LA JOLLA- Freedom of Expression. Child Migration. Arms Trafficking and Gun Control Policy.  Three of the most relevant issues affecting the bilateral relations between Mexico and its Central American and North American neighbors were the subjects of a unique border series organized by Ambulante A.C., a non-profit organization founded in 2005 by actors Gael García Bernal, Diego Luna and Pablo Cruz.

On three consecutive evenings, the Institute of the Americas, in cooperation with Ambulante A.C., the U.S. Embassy in Mexico City, the U.S. Consulate in Tijuana, the Centro Cultural Tijuana (CECUT), Delegacion de Playas de Tijuana, Centro Cultural La Raza, the Trans-Border Institute of San Diego, El Grafógrafo and Pasaje Rodríguez, screened documentaries and hosted panel discussions.

Diego Luna was a keynote speaker during a Sept. 7 panel discussion titled, “Arms Trafficking and Gun Control Policy Mexico-USA.” Luna was joined on the panel by Joy Olson, executive director of the Washington Office on Latin America (WOLA); Raul Benitez, professor of political science at the National Autonomous University of Mexico (UNAM); Jose Manuel Valenzuela, professor at the Colegio de la Frontera Norte; and Simone Lucatello, researcher at the Dr. Jose Maria Luis Mora Institute in Mexico City. Before the panel discussion began, the audience of almost 100 people viewed the documentary, “Tiroteo/Gun Fight,” directed by Barbara Kopple.

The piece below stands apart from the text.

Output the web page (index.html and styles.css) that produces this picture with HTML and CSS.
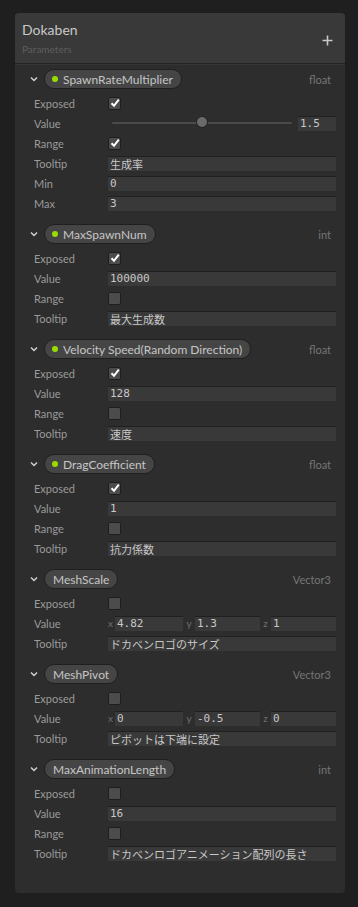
FILE: index.html
```html
<!DOCTYPE html>
<html lang="ja">
<head>
<meta charset="utf-8">
<link rel="stylesheet" href="styles.css">
</head>
<body>
<div class="panel">
  <div class="head">
    <div class="titles">
      <div class="title">Dokaben</div>
      <div class="sub">Parameters</div>
    </div>
    <svg class="plus" width="11" height="11" viewBox="0 0 11 11"><path d="M5.5 0.5V10.5M0.5 5.5H10.5" stroke="#c8c8c8" stroke-width="1.6"/></svg>
  </div>
  <div class="body">

    <section class="param">
      <div class="phead">
        <svg class="chev" width="8" height="6" viewBox="0 0 8 6"><path d="M1 1.5L4 4.5L7 1.5" fill="none" stroke="#d0d0d0" stroke-width="1.5"/></svg>
        <span class="pill"><i class="dot"></i>SpawnRateMultiplier</span>
        <span class="type">float</span>
      </div>
      <div class="row"><span class="lbl">Exposed</span><span class="cb on"><svg width="12" height="12" viewBox="0 0 12 12"><path d="M2.5 6.2L5 8.8L9.8 2.6" fill="none" stroke="#fff" stroke-width="2"/></svg></span></div>
      <div class="row"><span class="lbl">Value</span>
        <div class="slider"><div class="track"><span class="thumb"></span></div><span class="field num short">1.5</span></div>
      </div>
      <div class="row"><span class="lbl">Range</span><span class="cb on"><svg width="12" height="12" viewBox="0 0 12 12"><path d="M2.5 6.2L5 8.8L9.8 2.6" fill="none" stroke="#fff" stroke-width="2"/></svg></span></div>
      <div class="row"><span class="lbl">Tooltip</span><span class="field">生成率</span></div>
      <div class="row"><span class="lbl">Min</span><span class="field num">0</span></div>
      <div class="row"><span class="lbl">Max</span><span class="field num">3</span></div>
    </section>

    <section class="param">
      <div class="phead">
        <svg class="chev" width="8" height="6" viewBox="0 0 8 6"><path d="M1 1.5L4 4.5L7 1.5" fill="none" stroke="#d0d0d0" stroke-width="1.5"/></svg>
        <span class="pill"><i class="dot"></i>MaxSpawnNum</span>
        <span class="type">int</span>
      </div>
      <div class="row"><span class="lbl">Exposed</span><span class="cb on"><svg width="12" height="12" viewBox="0 0 12 12"><path d="M2.5 6.2L5 8.8L9.8 2.6" fill="none" stroke="#fff" stroke-width="2"/></svg></span></div>
      <div class="row"><span class="lbl">Value</span><span class="field num">100000</span></div>
      <div class="row"><span class="lbl">Range</span><span class="cb"></span></div>
      <div class="row"><span class="lbl">Tooltip</span><span class="field">最大生成数</span></div>
    </section>

    <section class="param">
      <div class="phead">
        <svg class="chev" width="8" height="6" viewBox="0 0 8 6"><path d="M1 1.5L4 4.5L7 1.5" fill="none" stroke="#d0d0d0" stroke-width="1.5"/></svg>
        <span class="pill"><i class="dot"></i>Velocity Speed(Random Direction)</span>
        <span class="type">float</span>
      </div>
      <div class="row"><span class="lbl">Exposed</span><span class="cb on"><svg width="12" height="12" viewBox="0 0 12 12"><path d="M2.5 6.2L5 8.8L9.8 2.6" fill="none" stroke="#fff" stroke-width="2"/></svg></span></div>
      <div class="row"><span class="lbl">Value</span><span class="field num">128</span></div>
      <div class="row"><span class="lbl">Range</span><span class="cb"></span></div>
      <div class="row"><span class="lbl">Tooltip</span><span class="field">速度</span></div>
    </section>

    <section class="param">
      <div class="phead">
        <svg class="chev" width="8" height="6" viewBox="0 0 8 6"><path d="M1 1.5L4 4.5L7 1.5" fill="none" stroke="#d0d0d0" stroke-width="1.5"/></svg>
        <span class="pill"><i class="dot"></i>DragCoefficient</span>
        <span class="type">float</span>
      </div>
      <div class="row"><span class="lbl">Exposed</span><span class="cb on"><svg width="12" height="12" viewBox="0 0 12 12"><path d="M2.5 6.2L5 8.8L9.8 2.6" fill="none" stroke="#fff" stroke-width="2"/></svg></span></div>
      <div class="row"><span class="lbl">Value</span><span class="field num">1</span></div>
      <div class="row"><span class="lbl">Range</span><span class="cb"></span></div>
      <div class="row"><span class="lbl">Tooltip</span><span class="field">抗力係数</span></div>
    </section>

    <section class="param">
      <div class="phead">
        <svg class="chev" width="8" height="6" viewBox="0 0 8 6"><path d="M1 1.5L4 4.5L7 1.5" fill="none" stroke="#d0d0d0" stroke-width="1.5"/></svg>
        <span class="pill plain">MeshScale</span>
        <span class="type">Vector3</span>
      </div>
      <div class="row"><span class="lbl">Exposed</span><span class="cb"></span></div>
      <div class="row"><span class="lbl">Value</span>
        <div class="vec">
          <span class="axis">x</span><span class="field num">4.82</span>
          <span class="axis">y</span><span class="field num">1.3</span>
          <span class="axis">z</span><span class="field num">1</span>
        </div>
      </div>
      <div class="row"><span class="lbl">Tooltip</span><span class="field">ドカベンロゴのサイズ</span></div>
    </section>

    <section class="param">
      <div class="phead">
        <svg class="chev" width="8" height="6" viewBox="0 0 8 6"><path d="M1 1.5L4 4.5L7 1.5" fill="none" stroke="#d0d0d0" stroke-width="1.5"/></svg>
        <span class="pill plain">MeshPivot</span>
        <span class="type">Vector3</span>
      </div>
      <div class="row"><span class="lbl">Exposed</span><span class="cb"></span></div>
      <div class="row"><span class="lbl">Value</span>
        <div class="vec">
          <span class="axis">x</span><span class="field num">0</span>
          <span class="axis">y</span><span class="field num">-0.5</span>
          <span class="axis">z</span><span class="field num">0</span>
        </div>
      </div>
      <div class="row"><span class="lbl">Tooltip</span><span class="field">ピボットは下端に設定</span></div>
    </section>

    <section class="param">
      <div class="phead">
        <svg class="chev" width="8" height="6" viewBox="0 0 8 6"><path d="M1 1.5L4 4.5L7 1.5" fill="none" stroke="#d0d0d0" stroke-width="1.5"/></svg>
        <span class="pill plain">MaxAnimationLength</span>
        <span class="type">int</span>
      </div>
      <div class="row"><span class="lbl">Exposed</span><span class="cb"></span></div>
      <div class="row"><span class="lbl">Value</span><span class="field num">16</span></div>
      <div class="row"><span class="lbl">Range</span><span class="cb"></span></div>
      <div class="row"><span class="lbl">Tooltip</span><span class="field">ドカベンロゴアニメーション配列の長さ</span></div>
    </section>

  </div>
</div>
</body>
</html>
```

FILE: styles.css
```css
html, body {
  margin: 0;
  padding: 0;
  background: #1f1f1f;
}
body {
  padding: 13px 13px 0 15px;
  font-family: "Lato", "Noto Sans CJK JP", sans-serif;
  font-size: 11px;
  color: #a4a4a4;
}
.panel {
  width: 330px;
  background: #2d2d2d;
  border-radius: 4px;
  overflow: hidden;
}
.head {
  background: #393939;
  height: 50px;
  display: flex;
  align-items: center;
  justify-content: space-between;
  padding: 0 12px 0 7px;
  border-bottom: 1px solid #242424;
  box-shadow: 0 1px 0 #353535;
}
.titles {
  display: flex;
  flex-direction: column;
}
.title {
  font-size: 14px;
  color: #c8c8c8;
  line-height: 18px;
  margin-top: 0;
}
.sub {
  font-size: 10px;
  color: #5e5e5e;
  line-height: 14px;
  margin-top: 3px;
}
.plus {
  margin-top: 5px;
}
.body {
  padding: 5px 0 30px 0;
}
.param {
  margin-bottom: 11px;
}
.param:last-child {
  margin-bottom: 0;
}
.phead {
  height: 20px;
  display: flex;
  align-items: center;
  padding: 0 14px 0 15px;
  margin-bottom: 4px;
}
.chev {
  margin-right: 6px;
  flex: none;
}
.pill {
  height: 18px;
  border: 1px solid #1f1f1f;
  background: #454545;
  border-radius: 10px;
  display: flex;
  align-items: center;
  padding: 0 8px 0 7px;
  font-size: 12px;
  color: #c6c6c6;
  white-space: nowrap;
}
.pill.plain {
  padding: 0 8px 0 8px;
}
.dot {
  width: 6px;
  height: 6px;
  border-radius: 50%;
  background: #99dd00;
  margin-right: 5px;
  flex: none;
}
.type {
  margin-left: auto;
  color: #767676;
  font-size: 11px;
}
.row {
  height: 20px;
  display: grid;
  grid-template-columns: 74px 1fr;
  align-items: center;
  padding: 0 9px 0 19px;
}
.lbl {
  color: #9a9a9a;
}
.cb {
  width: 11px;
  height: 11px;
  border: 1px solid #1e1e1e;
  border-radius: 2px;
  background: #4c4c4c;
  display: block;
  position: relative;
}
.cb svg {
  position: absolute;
  left: 0;
  top: -1px;
}
.field {
  height: 14px;
  background: #393939;
  border-top: 1px solid #202020;
  display: flex;
  align-items: center;
  padding: 0 2px;
  color: #c8c8c8;
  font-family: "Noto Sans CJK JP", sans-serif;
  font-size: 11px;
  white-space: nowrap;
  overflow: hidden;
  min-width: 0;
}
.field.num {
  font-family: "DejaVu Sans Mono", monospace;
  font-size: 11px;
}
.slider {
  display: flex;
  align-items: center;
}
.track {
  flex: 1;
  height: 2px;
  background: #4a4a4a;
  margin: 0 6px 0 4px;
  border-radius: 1px;
  position: relative;
}
.thumb {
  position: absolute;
  left: 85px;
  top: -5px;
  width: 10px;
  height: 10px;
  border-radius: 50%;
  background: #6a6a6a;
  box-shadow: 0 0 0 1px #252525;
}
.field.short {
  width: 34px;
  flex: none;
}
.vec {
  display: grid;
  grid-template-columns: 7px 68px 12px 1fr 11px 1fr;
  align-items: center;
}
.axis {
  color: #6e6e6e;
  font-size: 10px;
  text-align: center;
}
.axis:first-child {
  text-align: left;
}
```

“Freedom of Expression and Persecution of Journalists” was the subject of a Sept. 8 panel discussion moderated by MariClaire Acosta, director of Freedom House-Mexico and former deputy secretary for human rights and democracy in Mexico. Also on the panel were Sergio Haro, reporter at the Tijuana weekly Zeta; Carlos Dada, founder of El Faro, an on-line investigative newspaper in El Salvador; S. Lynne Walker, vice president of the Institute of the Americas and former Mexico City bureau chief for Copley News Service; and Bernardo Ruiz, director of the documentary “Reportero/Reporter,” which was screened prior to the discussion.

A panel discussed, “Child Migration and Detention Centers,” following a Sept. 9 screening of the documentary, “Which Way Home?” Participating on the panel were Michelle Brane, director of the detention and asylum program at the Women’s Refugee Commission and Gisele Bonnici, director of the regional Americas office of the International Detention Coalition.  Kevin Keenan, executive director of the ACLU of San Diego and Imperial counties, moderated the panel.

The Ambulate Border Series was organized during a critical period following the presidential elections in Mexico and preceding the elections in the U.S. to encourage public discussion on these issues. According to government sources, eight of every 10 weapons seized from organized crime in Mexico come from the United States.  The number of attacks on journalists in Mexico and Central America have increased and become more violent, with few measures being taken to guarantee their security and freedom to exercise their profession. Child migration is also on the rise and the conditions in detention centers are deteriorating.